Estee Lauder charges $450 for its 1.75oz Re-Nutriv anti-wrinkle cream. It’s very effective at diminishing the appearance of fine lines and wrinkles. We know, because it contains the same active ingredient complex as our ultramarine night cream, which delivers the very same results. Our price, however, is $50 for 2 ounces, a mere fraction (1/9th) of what Estee Lauder charges to cover its massive advertising budget and legions of high-priced employees.*
Or take our replenishing facial moisturizer, $25 for 2 ounces. Its claim to fame is real steam-distilled cucumber extract. Using the same ingredient, odd that Sisley of Paris charges $145 for theirs. This ripoff is in full swing every day at your friendly department store, hair salon or Sephora, where you get Yugo quality at a Porsche price, simply to cover obscene marketing costs--and profit margins. (Hair salons make more money on the products they sell than the haircuts they give.)
*Most notably its chairman, Ronald Lauder, an avid art collector who paid a record-setting $135 million in 2006 for one Klimt painting. No matter how you slice it, you gotta sell a lotta moisturizer to afford something like that, even if you're overcharging by an almost criminal amount.

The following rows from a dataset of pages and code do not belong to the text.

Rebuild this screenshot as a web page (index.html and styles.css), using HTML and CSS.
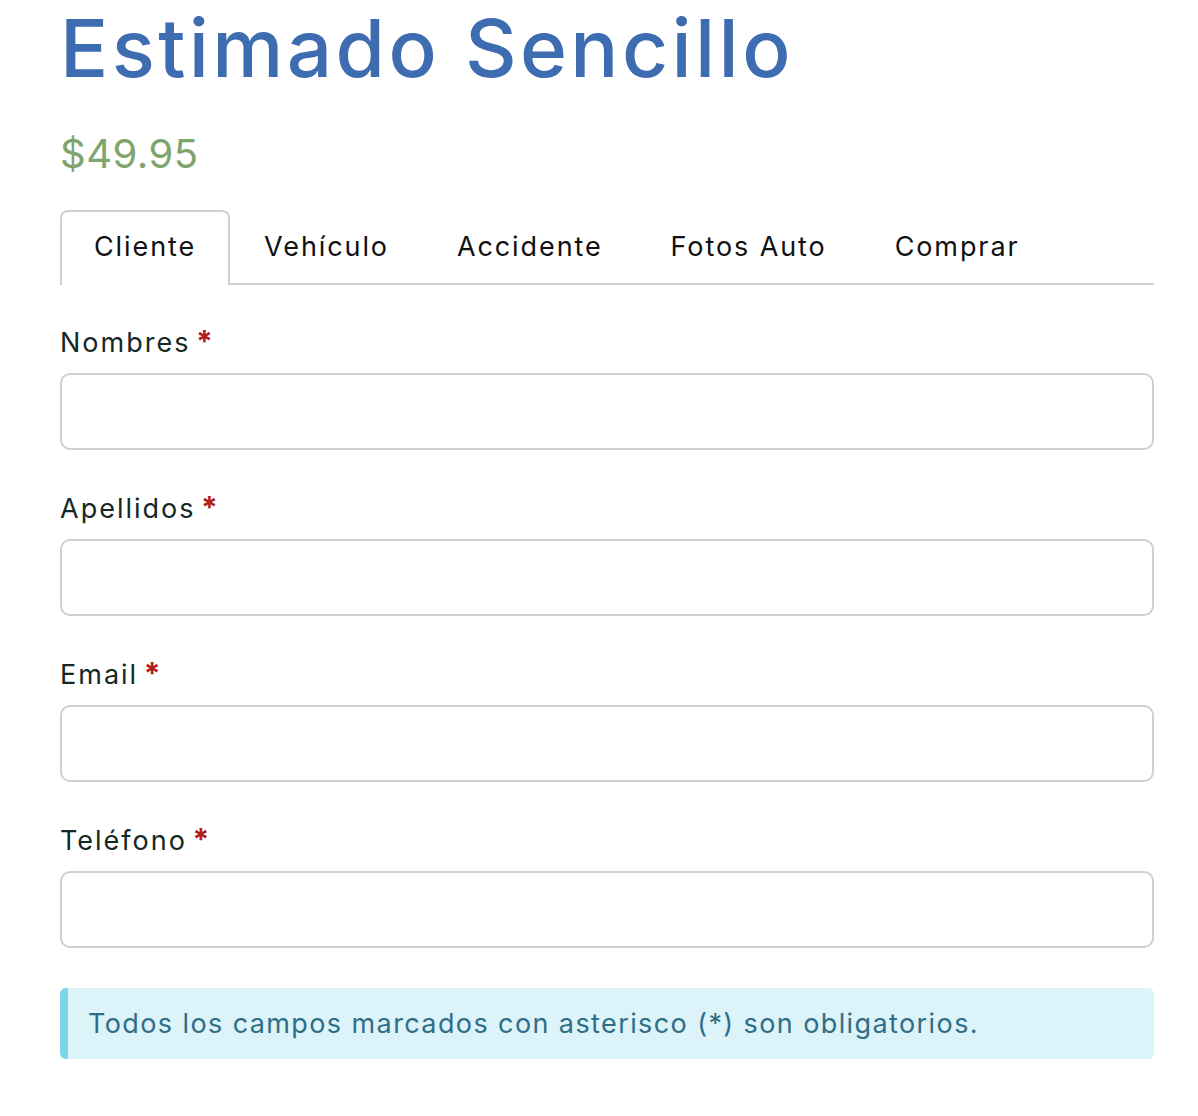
FILE: index.html
```html
<!DOCTYPE html>
<html lang="es">
<head>
<meta charset="utf-8">
<title>Estimado Sencillo</title>
<link rel="stylesheet" href="styles.css">
</head>
<body>
<main class="page">
  <h1 class="title">Estimado Sencillo</h1>
  <p class="price">$49.95</p>
  <ul class="tabs">
    <li class="tab active">Cliente</li>
    <li class="tab">Vehículo</li>
    <li class="tab">Accidente</li>
    <li class="tab">Fotos Auto</li>
    <li class="tab">Comprar</li>
  </ul>
  <form class="form">
    <div class="field">
      <label class="label">Nombres <span class="req">*</span></label>
      <input class="input" type="text">
    </div>
    <div class="field">
      <label class="label">Apellidos <span class="req">*</span></label>
      <input class="input" type="text">
    </div>
    <div class="field">
      <label class="label">Email <span class="req">*</span></label>
      <input class="input" type="email">
    </div>
    <div class="field">
      <label class="label">Teléfono <span class="req">*</span></label>
      <input class="input" type="tel">
    </div>
  </form>
  <div class="alert">Todos los campos marcados con asterisco (*) son obligatorios.</div>
</main>
</body>
</html>
```
FILE: styles.css
```css
* { box-sizing: border-box; }
body {
  margin: 0;
  background: #fff;
  font-family: Inter, "Open Sans", sans-serif;
}
.page {
  width: 1094px;
  margin-left: 60px;
  display: flex;
  flex-direction: column;
}
.title {
  margin: 0;
  font-size: 80px;
  font-weight: 500;
  line-height: 96px;
  color: #3e6cb0;
  letter-spacing: 3.4px;
}
.price {
  margin: 34px 0 0;
  font-size: 40px;
  font-weight: 400;
  line-height: 48px;
  color: #7fa46e;
  letter-spacing: 0.5px;
}
.tabs {
  list-style: none;
  margin: 32px 0 0;
  padding: 0;
  display: flex;
  border-bottom: 2px solid #cfd0d4;
}
.tab {
  padding: 0 32px;
  height: 73px;
  line-height: 70px;
  font-size: 27px;
  letter-spacing: 1.9px;
  color: #111;
  border: 2px solid transparent;
  border-bottom: none;
  border-radius: 8px 8px 0 0;
  margin-bottom: -2px;
}
.tab.active {
  border-color: #cfd0d4;
  background: #fff;
  height: 75px;
}
.form {
  display: flex;
  flex-direction: column;
  gap: 41px;
  margin-top: 40px;
}
.field {
  display: flex;
  flex-direction: column;
  gap: 12px;
}
.label {
  display: block;
  height: 36px;
  font-size: 27px;
  line-height: 36px;
  letter-spacing: 2px;
  word-spacing: -4px;
  color: #142826;
}
.req {
  color: #b0201a;
  font-weight: 700;
  font-size: 30px;
  line-height: 0;
  letter-spacing: 0;
}
.input {
  height: 77px;
  border: 2px solid #cfd0d4;
  border-radius: 10px;
  background: #fff;
}
.alert {
  margin-top: 40px;
  height: 71px;
  background: #dcf3f9;
  border-left: 8px solid #7dd3ea;
  border-radius: 6px;
  padding-left: 20px;
  line-height: 71px;
  font-size: 27px;
  letter-spacing: 1.4px;
  color: #2e6e86;
}
```
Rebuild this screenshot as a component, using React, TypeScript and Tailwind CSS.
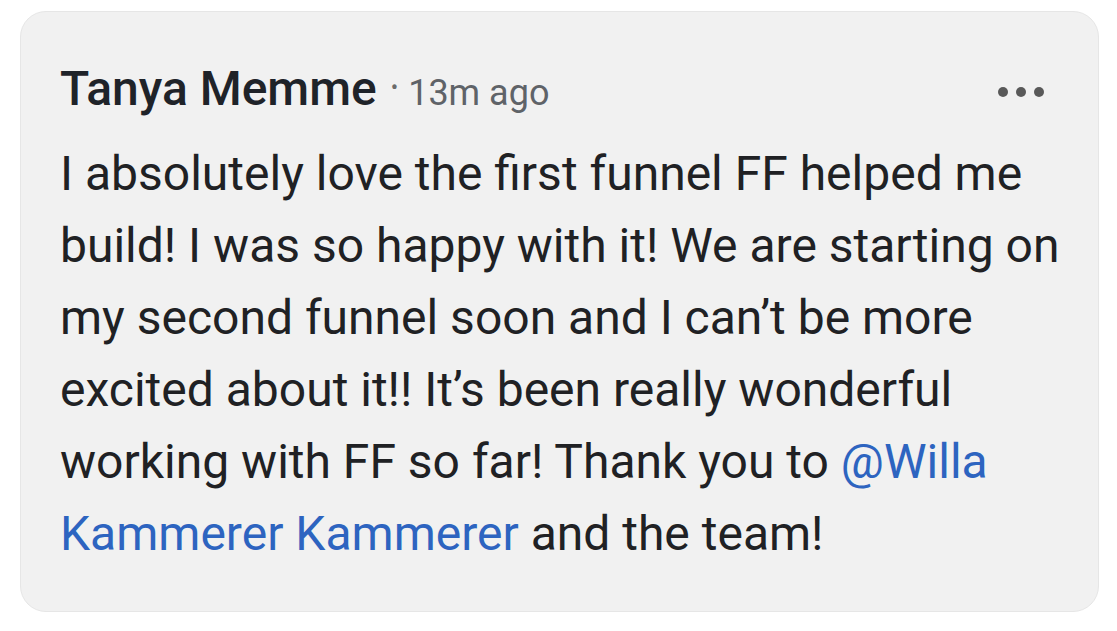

By the way, Estee Lauder owns about 30 "independent" brands including Aveda, Bumble & Bumble, Origins, Jo Malone, etc. Many others are owned by L'Oreal (Kiehl's, Lancome, Garnier, The Body Shop, etc.) with the mass market sewed up by titans like Proctor & Gamble (Olay, Max Factor, Cover Girl, Noxzema) and Unilever (Dove, Axe, Vaseline, Pond's, etc). Industry consolidation tends to drive consumer prices up, thus contributing even fatter margins to the manufacturer.